Thanks, people for walking me through the idle drop / low speed stumble problem on my 84 Interstate.

You are not going to believe what the problem was:

The idle jet on the #4 carb had FALLEN OUT. No wonder all that excess air was getting sucked in. Apparently when I was at my most confused point in the idle drop fiasco, I lost track of the number of turns on the various pilot screws and #4 must have been totally loose.

Luckily I had a spare pilot screw, spring, washer and o-ring which immediately corrected the problem.
This time I started with 2 ½ turns out on all four carbs, then did a sync and got good results. There was a nice smooth transition from idle, off the line, and transitioning to the primary jets.

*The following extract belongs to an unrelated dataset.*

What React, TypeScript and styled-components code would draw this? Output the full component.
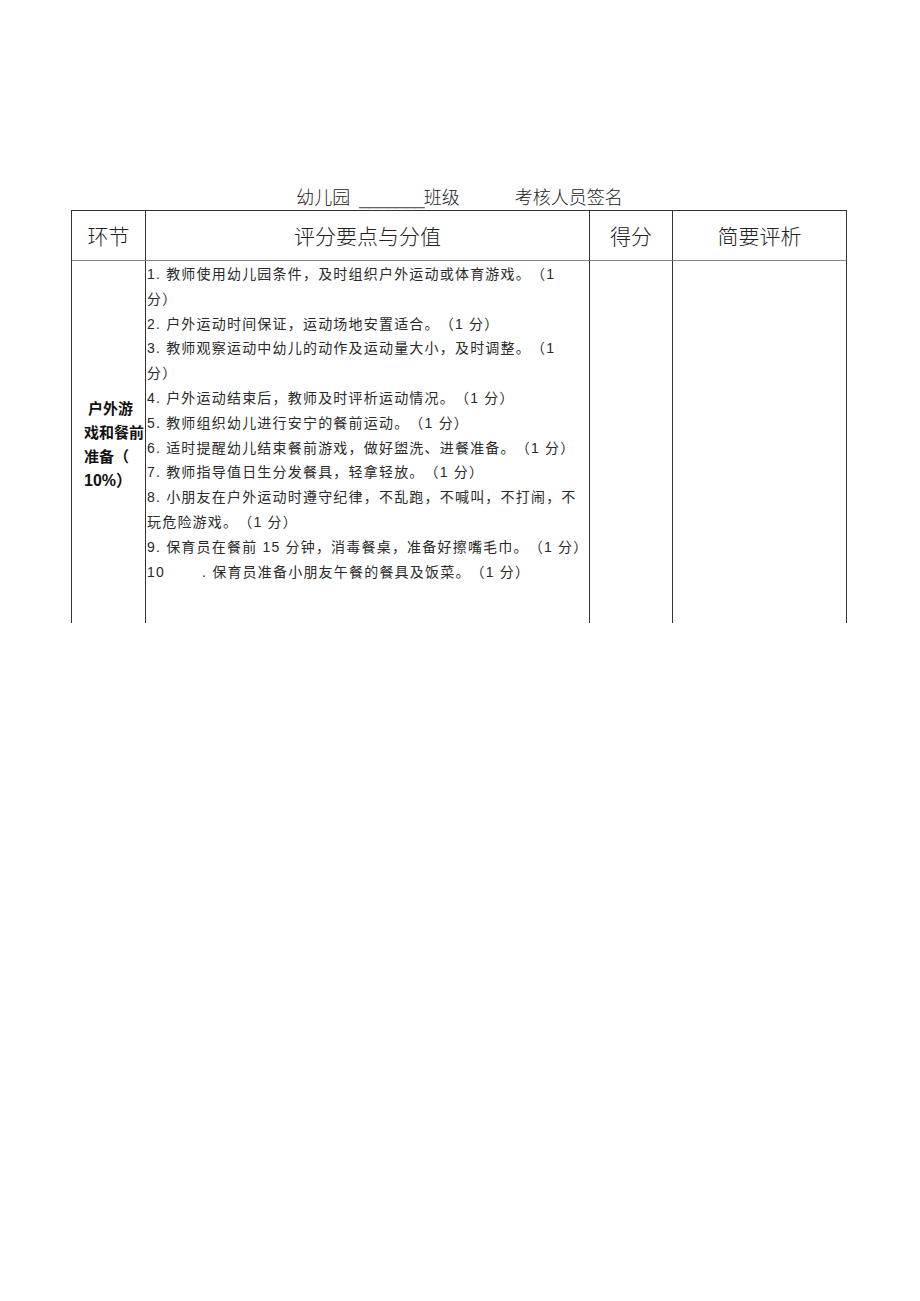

No more stumbling or bucking! The idle was a bit rough (sort of a loping beat) so I tried 3 turns out and the transition got even smoother.

What a difference! THIS is the Goldwing I know and remember.

Keep in mind that all I did was set all four screws at 3 turns out. I did not actually do the idle drop procedure, since I had previously had no luck in making the idle speed go up or down no matter how many turns in or out. With such smooth throttle control, I am willing to live with a slightly rough idle.

My plan is to leave everything as it is and enjoy the bike once again. Should I feel guilty for skipping the idle drop altogether?

Thanks again everyone.

Paul
 
Nah no guilt, I might not either after spending a lot of time futzing with it already lol.

Glad you got it straight. Sure is nice when these old beasts run like they should and very gratifying knowing you got it there with your own hands!